Deutsche Bank has lowered its price target Royal Mail Group (LON:RMG), flagging concerns over the postal operator’s ability to deal with challenges, Proactive Investors has reported. The move marks another hit for the company which lost its spot in the FTSE 100 this week following the benchmark index’s latest reshuffle.
Royal Mail’s share price fell in the previous session, giving up 3.39 percent to close at 304.70p. The decline was largely in line with the broader market selloff which saw the FTSE 100 shed points to close 3.15 percent lower at 6,704.05 points. The postal operator’s shares have inched marginally higher this morning, having gained 0.75 percent to 307.00p as of 08:03 GMT, as compared with an 80-percent gain in the Footsie.
Deutsche Bank trims valuation
Deutsche Bank, which rates Royal Mail as a ‘sell,’ lowered its valuation on the shares from 300p to 250p yesterday. Proactive Investors quoted the analysts as commenting that it saw no signs that the challenges for the group “will abate near term”. The privatised postal operator has been struggling with falling letter volumes as well as significant cost pressures.

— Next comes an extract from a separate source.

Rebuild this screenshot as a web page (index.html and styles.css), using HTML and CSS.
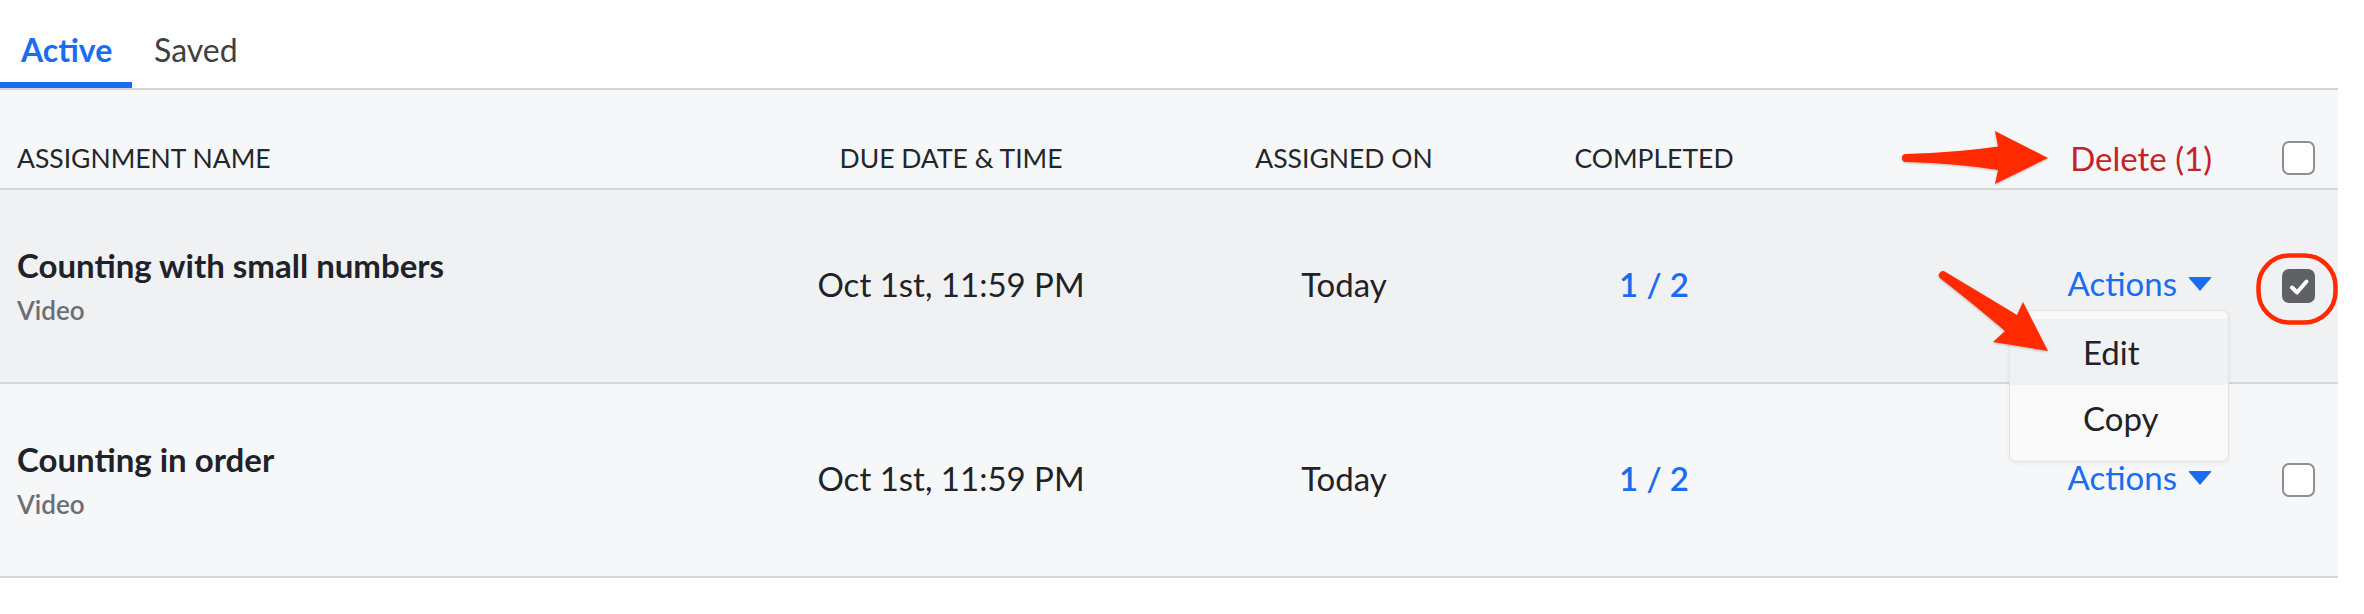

The broker further believes that a significant investment is needed to achieve this and would see it as a negative signal for the company if investment costs were significantly pared back.
‘Number of levers’
Proactive Investors, however, also quoted Deutsche Bank as saying that it also saw “a number of levers that management can pull – and perhaps announce at next year's Capital Market’s Day in March – to improve the financials of the business”.
“We think the focus should be on UK parcels, international and letters (PIL) to drive out costs and improve service quality,” the broker pointed out.